Coming into a institution steeped in private banking tradition, Hamers — with his background in corporate and retail banking and direct Dutch approach — was initially viewed with skepticism by other leaders and their cohorts in UBS’s wealth arm. Financial advisers were concerned that he would replace centuries of practiced behavior with a flashy app that would alienate and ultimately drive away cherished clients.

It’s not the first time Hamers has sought to shake up a business that was doing well. But at ING, he had to reboot a strategy two years later, with stricter targets and thousands of job cuts, when internal resistance slowed down execution.

And the speed at which ING built out its digital platforms left the bank vulnerable to money laundering, resulting in a record fine in 2018 for shortcomings in its checks. Hamers himself remains the subject of a probe by Dutch prosecutors into his role in ING’s past failures to police money laundering. 

Hamers concedes the wealthiest customers still need highly personalized advice that no machine could ever replicate. In theory, the digital-first model is more varied and flexible and comes with the added benefit of a human fallback should the client demand a more personal touch. It will push UBS into a lower category of wealth — those with $250,000 to $2 million in assets — that it hasn’t previously targeted in a meaningful way. 

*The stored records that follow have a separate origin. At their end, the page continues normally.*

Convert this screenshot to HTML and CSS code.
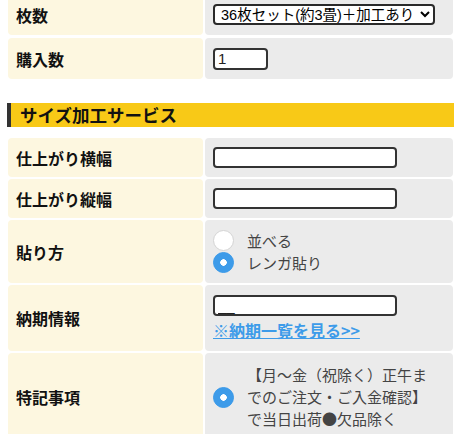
FILE: index.html
```html
<!DOCTYPE html>
<html lang="ja">
<head>
<meta charset="utf-8">
<link rel="stylesheet" href="styles.css">
</head>
<body>
<div class="form first">
  <div class="lbl r41">枚数</div>
  <div class="val r41">
    <select class="sel">
      <option>36枚セット(約3畳)＋加工あり</option>
    </select>
  </div>
  <div class="lbl r41">購入数</div>
  <div class="val r41"><input class="num" type="text" value="1"></div>
</div>

<h2 class="sec">サイズ加工サービス</h2>

<div class="form second">
  <div class="lbl r39">仕上がり横幅</div>
  <div class="val r39"><input class="txt" type="text"></div>
  <div class="lbl r39">仕上がり縦幅</div>
  <div class="val r39"><input class="txt" type="text"></div>
  <div class="lbl r63">貼り方</div>
  <div class="val r63">
    <div class="radios">
      <label class="opt"><input class="rad" type="radio" name="h"><span>並べる</span></label>
      <label class="opt"><input class="rad" type="radio" name="h" checked><span>レンガ貼り</span></label>
    </div>
  </div>
  <div class="lbl r66">納期情報</div>
  <div class="val r66 stack">
    <input class="txt" type="text" value="__">
    <a class="link" href="#">※納期一覧を見る&gt;&gt;</a>
  </div>
  <div class="lbl r88">特記事項</div>
  <div class="val r88">
    <label class="opt note"><input class="rad" type="radio" name="n" checked><span>【月～金（祝除く）正午までのご注文・ご入金確認】で当日出荷●欠品除く</span></label>
  </div>
</div>
</body>
</html>
```

FILE: styles.css
```css
html, body {
  margin: 0;
  padding: 0;
  background: #fff;
}
body {
  font-family: "Noto Sans CJK JP", "Liberation Sans", sans-serif;
  overflow: hidden;
}
.form {
  display: grid;
  grid-template-columns: 195px 248px;
  column-gap: 2px;
  row-gap: 3px;
  margin-left: 8px;
}
.form.first {
  margin-top: -6px;
}
.form.second {
  row-gap: 2px;
}
.lbl {
  background: #fdf7e0;
  border-radius: 4px;
  display: flex;
  align-items: center;
  padding-left: 8px;
  font-size: 16px;
  font-weight: bold;
  color: #111;
}
.val {
  background: #ebebeb;
  border-radius: 4px;
  display: flex;
  align-items: center;
  padding-left: 8px;
}
.r41 { height: 41px; }
.r39 { height: 39px; }
.r63 { height: 63px; }
.r66 { height: 66px; }
.r88 { height: 88px; }
.stack {
  flex-direction: column;
  align-items: flex-start;
  justify-content: flex-start;
  padding-top: 10px;
  box-sizing: border-box;
}
.sel {
  width: 222px;
  height: 21px;
  box-sizing: border-box;
  border: 2px solid #2a2a2a;
  border-radius: 4px;
  background: #fff;
  font-family: "Liberation Sans", "Noto Sans CJK JP", sans-serif;
  font-size: 14.5px;
  color: #000;
  padding: 0 0 0 2px;
}
.num, .txt {
  box-sizing: border-box;
  border: 2px solid #333;
  border-radius: 4px;
  background: #fff;
  font-family: "Liberation Sans", "Noto Sans CJK JP", sans-serif;
  font-size: 15px;
  color: #222;
  padding: 0 3px;
  margin: 0;
  outline: none;
}
.num {
  width: 55px;
  height: 22px;
}
.txt {
  width: 184px;
  height: 21px;
}
.sec {
  margin: 24px 0 11px 7px;
  height: 24px;
  width: 447px;
  box-sizing: border-box;
  background: #f8c917;
  border-left: 4px solid #333;
  font-size: 17.5px;
  font-weight: bold;
  line-height: 24px;
  padding-left: 9px;
  color: #111;
}
.radios {
  display: flex;
  flex-direction: column;
  gap: 1px;
}
.opt {
  display: flex;
  align-items: center;
  font-size: 15px;
  color: #444;
  line-height: 21px;
}
.rad {
  appearance: none;
  -webkit-appearance: none;
  width: 21px;
  height: 21px;
  margin: 0 13px 0 0;
  border-radius: 50%;
  background: #fff;
  border: 1px solid #d4d4d4;
  box-sizing: border-box;
  flex: none;
}
.rad:checked {
  background: #3d9be9;
  border-color: #3d9be9;
  background-image: radial-gradient(circle, #fff 0 3px, #3d9be9 3.5px);
}
.link {
  margin-top: 4px;
  font-size: 16px;
  font-weight: bold;
  color: #3d9be9;
  text-decoration: underline;
  line-height: 20px;
}
.note span {
  width: 190px;
  line-height: 22px;
}
```
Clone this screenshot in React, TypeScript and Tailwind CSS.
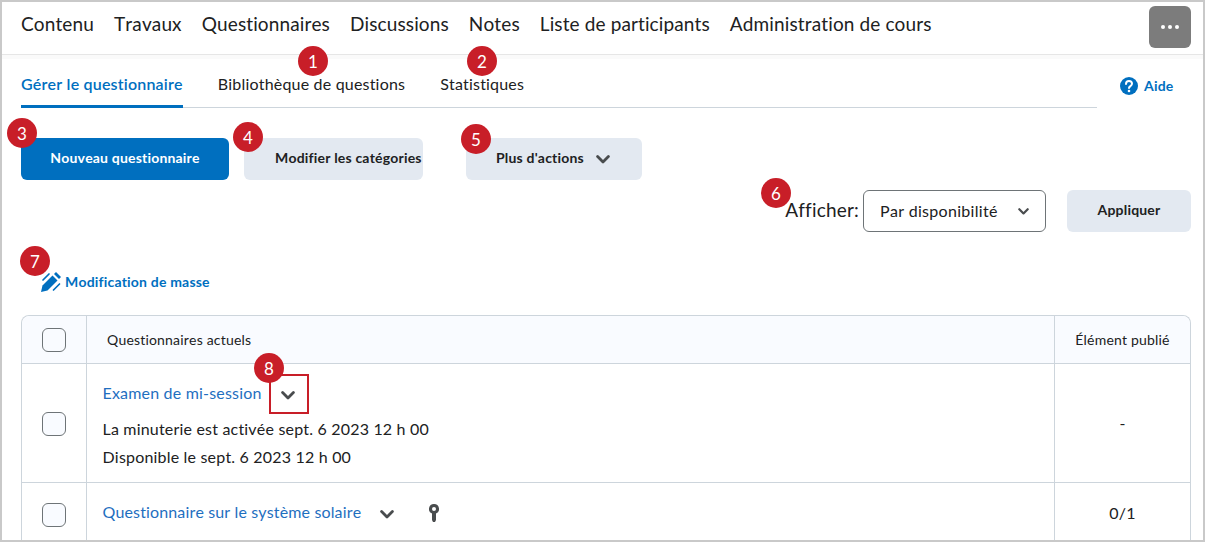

[More: How UBS plans to leverage Wealthfront’s robo-adviser]

GLOBAL PUSH

Pushing business through digital channels automatically chips away at margins. But UBS needs to act now while it has the funds to invest, Hamers said. Eventually, it could roll out the model in Europe and Asia, with some programs already being put in place this year. 

“The reason it is so easy to disrupt in banking is that we don’t deal with physical goods,” Hamers said. “Music is digital. Money is digital. Everything that is an immaterial good can be disrupted through technology.”

It’s a message he’s taken great pains to get across. Hamers says the bank initially struck him as a hierarchical and divided when he first took over in late 2020. Units had few links to one another other than residing under the same roof, leaving the new CEO with a sense that he was running three separate banks, according to people familiar with his thinking.

An econometrician by training, Hamers has a keen eye for details and data, analyzing potential problems from every possible angle, according to people who have worked with him. 

At UBS, his management style has also come across as unorthodox, the people say. If someone complains about a problem, he tells them to go fix it. 

“People generally like to be told what to do,” Hamers said. “But my belief is, that most people know what to do.”

CAN’T WAIT

Hamers gave the executive team more oversight than just their own divisions. Rob Karofsky, the head of the investment bank, is now also co-head for the artificial intelligence data team together with digital head Mike Dargan, while the leader of asset management, Suni Harford, is also in charge of sustainability. 

Hamers also abolished titles like group managing director, a crop of the most senior 100 or so employees across the bank. While they kept their elevated pay, they joined the ranks of ordinary managing directors. Mindful that his message might otherwise not filter through the sediments of management that remain, Hamers routinely appears in short, impromptu videos that he beams to all employees. 

The CEO acknowledges that it will take time for his message to sink in. But at the same time, his patience isn’t endless because the disruptions are taking place now, and UBS can’t afford to sit them out. 

“The shift to digital in wealth is literally happening now,” Hamers said. “Every client I have talked to over the last year and a half that I have been here says UBS has great products and the best advice, but oh man, you can really improve when it comes to digital.”